>> START Raw data
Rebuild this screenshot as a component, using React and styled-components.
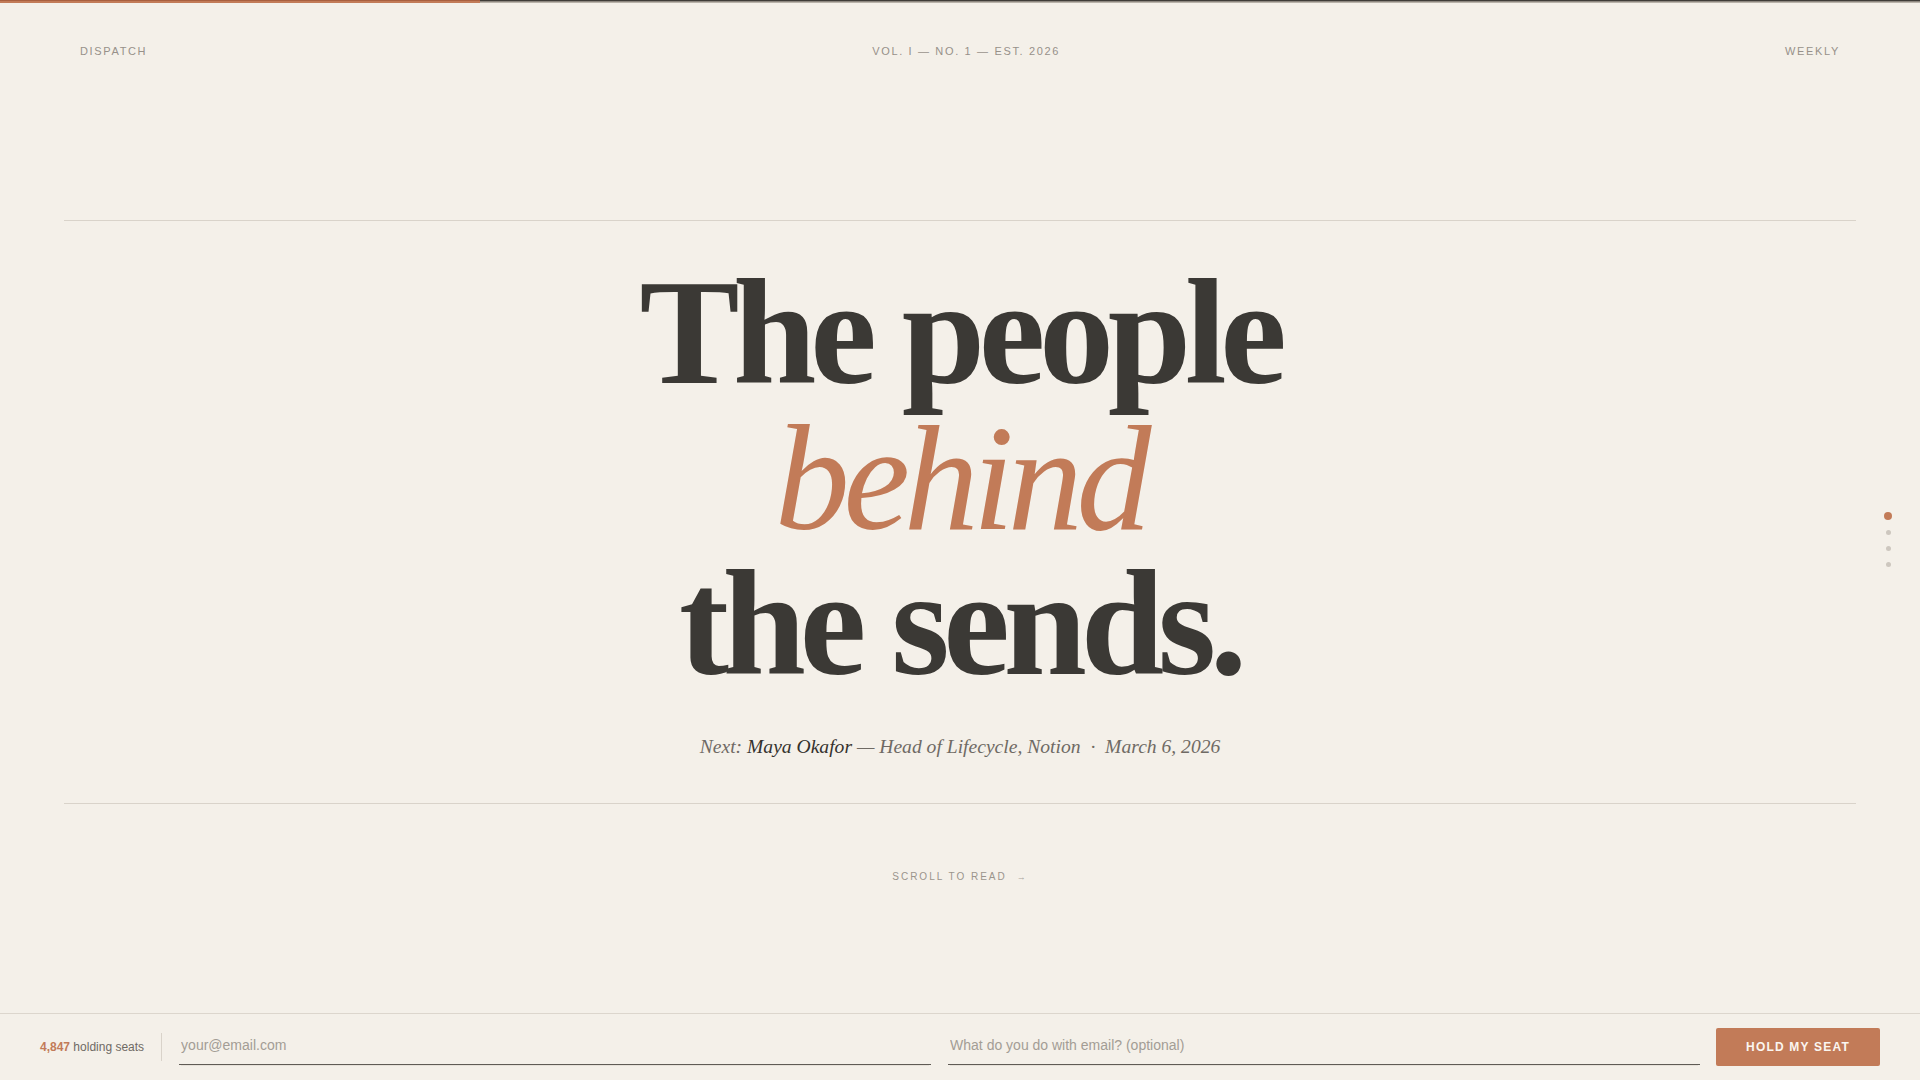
import React from "react";
import styled, { createGlobalStyle } from "styled-components";

const GlobalStyle = createGlobalStyle`
  html, body { margin: 0; padding: 0; background: #f4f0e9; }
  body { font-family: "Liberation Sans", Arial, sans-serif; color: #3b3935; overflow: hidden; }
  * { box-sizing: border-box; }
`;

const Page = styled.div`
  min-height: 100vh;
  display: flex;
  flex-direction: column;
  background: #f4f0e9;
`;

const ProgressTrack = styled.div`
  display: flex;
  height: 3px;
`;

const ProgressFill = styled.div`
  height: 3px;
  background: #c27b58;
  border-top: 1px solid #a9603f;
`;

const ProgressRest = styled.div`
  flex: 1;
  height: 3px;
  border-top: 1px solid #3f3c38;
  border-bottom: 1px solid #b9b3aa;
  background: #8d877f;
`;

const Header = styled.header`
  display: flex;
  justify-content: space-between;
  align-items: center;
  padding: 40px 80px 0;
`;

const Meta = styled.span`
  font-family: "Liberation Sans", Arial, sans-serif;
  font-size: 11px;
  line-height: 16px;
  letter-spacing: 0.15em;
  text-transform: uppercase;
  color: #97918a;
`;

const Hero = styled.section`
  margin-top: 161px;
  display: flex;
  flex-direction: column;
  align-items: center;
`;

const Rule = styled.hr`
  align-self: stretch;
  margin: 0 64px;
  border: none;
  height: 1px;
  background: #d9d3ca;
`;

const HeroBody = styled.div`
  padding: 39px 0 41px;
  display: flex;
  flex-direction: column;
  align-items: center;
`;

const Headline = styled.h1`
  margin: 0;
  font-family: "Liberation Serif", "Times New Roman", serif;
  font-weight: 700;
  font-size: 150px;
  line-height: 0.97;
  letter-spacing: -0.042em;
  color: #3b3935;
  text-align: center;
`;

const Line = styled.span`
  display: block;
  font-style: ${(p) => (p.$accent ? "italic" : "normal")};
  font-weight: ${(p) => (p.$accent ? 400 : 700)};
  color: ${(p) => (p.$accent ? "#c27b58" : "#3b3935")};
`;

const Subline = styled.p`
  margin: 35px 0 0;
  font-family: "Liberation Serif", "Times New Roman", serif;
  font-style: italic;
  font-size: 19.6px;
  line-height: 30px;
  color: #6f6a64;
`;

const Name = styled.span`
  color: #34322e;
`;

const Sep = styled.span`
  margin: 0 0.5em;
`;

const ScrollHint = styled.div`
  margin-top: 65px;
  font-family: "Liberation Sans", Arial, sans-serif;
  font-size: 10px;
  line-height: 16px;
  letter-spacing: 0.2em;
  color: #9a948c;
  text-align: center;
`;

const Arrow = styled.span`
  margin-left: 10px;
  font-size: 9px;
  color: #aaa49c;
`;

const DotNav = styled.nav`
  position: fixed;
  right: 26px;
  top: 50%;
  transform: translateY(-50%);
  display: flex;
  flex-direction: column;
  align-items: center;
`;

const DotSlot = styled.div`
  height: 16px;
  width: 12px;
  display: flex;
  align-items: center;
  justify-content: center;
`;

const Dot = styled.span`
  display: block;
  width: ${(p) => (p.$active ? 8 : 5)}px;
  height: ${(p) => (p.$active ? 8 : 5)}px;
  border-radius: 50%;
  background: ${(p) => (p.$active ? "#c27b58" : "#cdc7bf")};
`;

const Footer = styled.footer`
  margin-top: auto;
  height: 67px;
  border-top: 1px solid #dcd6cd;
  display: flex;
  align-items: center;
  gap: 16px;
  padding: 0 40px;
  background: #f4f0e9;
`;

const Seats = styled.div`
  font-family: "Liberation Sans", Arial, sans-serif;
  font-size: 12px;
  color: #6f6a64;
  white-space: nowrap;
`;

const Count = styled.strong`
  color: #c27b58;
  font-weight: 700;
`;

const Divider = styled.span`
  width: 1px;
  height: 28px;
  margin-left: 1px;
  background: #d9d3ca;
`;

const Field = styled.input`
  flex: 1;
  min-width: 0;
  height: 36px;
  padding: 0 2px 3px;
  margin-left: 1px;
  border: none;
  border-bottom: 1px solid #5f5b55;
  background: transparent;
  font-family: "Liberation Sans", Arial, sans-serif;
  font-size: 14px;
  color: #3b3935;
  outline: none;
  box-shadow: 0 3px 0 -2px #e6e1d9;
  &::placeholder { color: #a39d95; }
`;

const Button = styled.button`
  height: 38px;
  padding: 0 30px;
  border: none;
  border-radius: 2px;
  background: #c27b58;
  color: #fbf6f0;
  font-family: "Liberation Sans", Arial, sans-serif;
  font-weight: 700;
  font-size: 12px;
  letter-spacing: 0.1em;
  cursor: pointer;
  white-space: nowrap;
`;

export default function App() {
  return (
    <Page>
      <GlobalStyle />
      <ProgressTrack>
        <ProgressFill style={{ width: "25%" }} />
        <ProgressRest />
      </ProgressTrack>
      <Header>
        <Meta>Dispatch</Meta>
        <Meta>Vol. I — No. 1 — Est. 2026</Meta>
        <Meta>Weekly</Meta>
      </Header>
      <Hero>
        <Rule />
        <HeroBody>
          <Headline>
            <Line>The people</Line>
            <Line $accent>behind</Line>
            <Line>the sends.</Line>
          </Headline>
          <Subline>
            Next: <Name>Maya Okafor</Name> — Head of Lifecycle, Notion
            <Sep>·</Sep>March 6, 2026
          </Subline>
        </HeroBody>
        <Rule />
        <ScrollHint>
          SCROLL TO READ<Arrow>→</Arrow>
        </ScrollHint>
      </Hero>
      <DotNav>
        {[true, false, false, false].map((a, i) => (
          <DotSlot key={i}>
            <Dot $active={a} />
          </DotSlot>
        ))}
      </DotNav>
      <Footer>
        <Seats>
          <Count>4,847</Count> holding seats
        </Seats>
        <Divider />
        <Field type="email" placeholder="your@email.com" />
        <Field type="text" placeholder="What do you do with email? (optional)" />
        <Button>HOLD MY SEAT</Button>
      </Footer>
    </Page>
  );
}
>> END Raw data
### [Stated task]
All of the data needs repeating exactly, but the pictures do not.

### [Reply]
Rebuild this screenshot as a component, using React and styled-components.
import React from "react";
import styled, { createGlobalStyle } from "styled-components";

const GlobalStyle = createGlobalStyle`
  html, body { margin: 0; padding: 0; background: #f4f0e9; }
  body { font-family: "Liberation Sans", Arial, sans-serif; color: #3b3935; overflow: hidden; }
  * { box-sizing: border-box; }
`;

const Page = styled.div`
  min-height: 100vh;
  display: flex;
  flex-direction: column;
  background: #f4f0e9;
`;

const ProgressTrack = styled.div`
  display: flex;
  height: 3px;
`;

const ProgressFill = styled.div`
  height: 3px;
  background: #c27b58;
  border-top: 1px solid #a9603f;
`;

const ProgressRest = styled.div`
  flex: 1;
  height: 3px;
  border-top: 1px solid #3f3c38;
  border-bottom: 1px solid #b9b3aa;
  background: #8d877f;
`;

const Header = styled.header`
  display: flex;
  justify-content: space-between;
  align-items: center;
  padding: 40px 80px 0;
`;

const Meta = styled.span`
  font-family: "Liberation Sans", Arial, sans-serif;
  font-size: 11px;
  line-height: 16px;
  letter-spacing: 0.15em;
  text-transform: uppercase;
  color: #97918a;
`;

const Hero = styled.section`
  margin-top: 161px;
  display: flex;
  flex-direction: column;
  align-items: center;
`;

const Rule = styled.hr`
  align-self: stretch;
  margin: 0 64px;
  border: none;
  height: 1px;
  background: #d9d3ca;
`;

const HeroBody = styled.div`
  padding: 39px 0 41px;
  display: flex;
  flex-direction: column;
  align-items: center;
`;

const Headline = styled.h1`
  margin: 0;
  font-family: "Liberation Serif", "Times New Roman", serif;
  font-weight: 700;
  font-size: 150px;
  line-height: 0.97;
  letter-spacing: -0.042em;
  color: #3b3935;
  text-align: center;
`;

const Line = styled.span`
  display: block;
  font-style: ${(p) => (p.$accent ? "italic" : "normal")};
  font-weight: ${(p) => (p.$accent ? 400 : 700)};
  color: ${(p) => (p.$accent ? "#c27b58" : "#3b3935")};
`;

const Subline = styled.p`
  margin: 35px 0 0;
  font-family: "Liberation Serif", "Times New Roman", serif;
  font-style: italic;
  font-size: 19.6px;
  line-height: 30px;
  color: #6f6a64;
`;

const Name = styled.span`
  color: #34322e;
`;

const Sep = styled.span`
  margin: 0 0.5em;
`;

const ScrollHint = styled.div`
  margin-top: 65px;
  font-family: "Liberation Sans", Arial, sans-serif;
  font-size: 10px;
  line-height: 16px;
  letter-spacing: 0.2em;
  color: #9a948c;
  text-align: center;
`;

const Arrow = styled.span`
  margin-left: 10px;
  font-size: 9px;
  color: #aaa49c;
`;

const DotNav = styled.nav`
  position: fixed;
  right: 26px;
  top: 50%;
  transform: translateY(-50%);
  display: flex;
  flex-direction: column;
  align-items: center;
`;

const DotSlot = styled.div`
  height: 16px;
  width: 12px;
  display: flex;
  align-items: center;
  justify-content: center;
`;

const Dot = styled.span`
  display: block;
  width: ${(p) => (p.$active ? 8 : 5)}px;
  height: ${(p) => (p.$active ? 8 : 5)}px;
  border-radius: 50%;
  background: ${(p) => (p.$active ? "#c27b58" : "#cdc7bf")};
`;

const Footer = styled.footer`
  margin-top: auto;
  height: 67px;
  border-top: 1px solid #dcd6cd;
  display: flex;
  align-items: center;
  gap: 16px;
  padding: 0 40px;
  background: #f4f0e9;
`;

const Seats = styled.div`
  font-family: "Liberation Sans", Arial, sans-serif;
  font-size: 12px;
  color: #6f6a64;
  white-space: nowrap;
`;

const Count = styled.strong`
  color: #c27b58;
  font-weight: 700;
`;

const Divider = styled.span`
  width: 1px;
  height: 28px;
  margin-left: 1px;
  background: #d9d3ca;
`;

const Field = styled.input`
  flex: 1;
  min-width: 0;
  height: 36px;
  padding: 0 2px 3px;
  margin-left: 1px;
  border: none;
  border-bottom: 1px solid #5f5b55;
  background: transparent;
  font-family: "Liberation Sans", Arial, sans-serif;
  font-size: 14px;
  color: #3b3935;
  outline: none;
  box-shadow: 0 3px 0 -2px #e6e1d9;
  &::placeholder { color: #a39d95; }
`;

const Button = styled.button`
  height: 38px;
  padding: 0 30px;
  border: none;
  border-radius: 2px;
  background: #c27b58;
  color: #fbf6f0;
  font-family: "Liberation Sans", Arial, sans-serif;
  font-weight: 700;
  font-size: 12px;
  letter-spacing: 0.1em;
  cursor: pointer;
  white-space: nowrap;
`;

export default function App() {
  return (
    <Page>
      <GlobalStyle />
      <ProgressTrack>
        <ProgressFill style={{ width: "25%" }} />
        <ProgressRest />
      </ProgressTrack>
      <Header>
        <Meta>Dispatch</Meta>
        <Meta>Vol. I — No. 1 — Est. 2026</Meta>
        <Meta>Weekly</Meta>
      </Header>
      <Hero>
        <Rule />
        <HeroBody>
          <Headline>
            <Line>The people</Line>
            <Line $accent>behind</Line>
            <Line>the sends.</Line>
          </Headline>
          <Subline>
            Next: <Name>Maya Okafor</Name> — Head of Lifecycle, Notion
            <Sep>·</Sep>March 6, 2026
          </Subline>
        </HeroBody>
        <Rule />
        <ScrollHint>
          SCROLL TO READ<Arrow>→</Arrow>
        </ScrollHint>
      </Hero>
      <DotNav>
        {[true, false, false, false].map((a, i) => (
          <DotSlot key={i}>
            <Dot $active={a} />
          </DotSlot>
        ))}
      </DotNav>
      <Footer>
        <Seats>
          <Count>4,847</Count> holding seats
        </Seats>
        <Divider />
        <Field type="email" placeholder="your@email.com" />
        <Field type="text" placeholder="What do you do with email? (optional)" />
        <Button>HOLD MY SEAT</Button>
      </Footer>
    </Page>
  );
}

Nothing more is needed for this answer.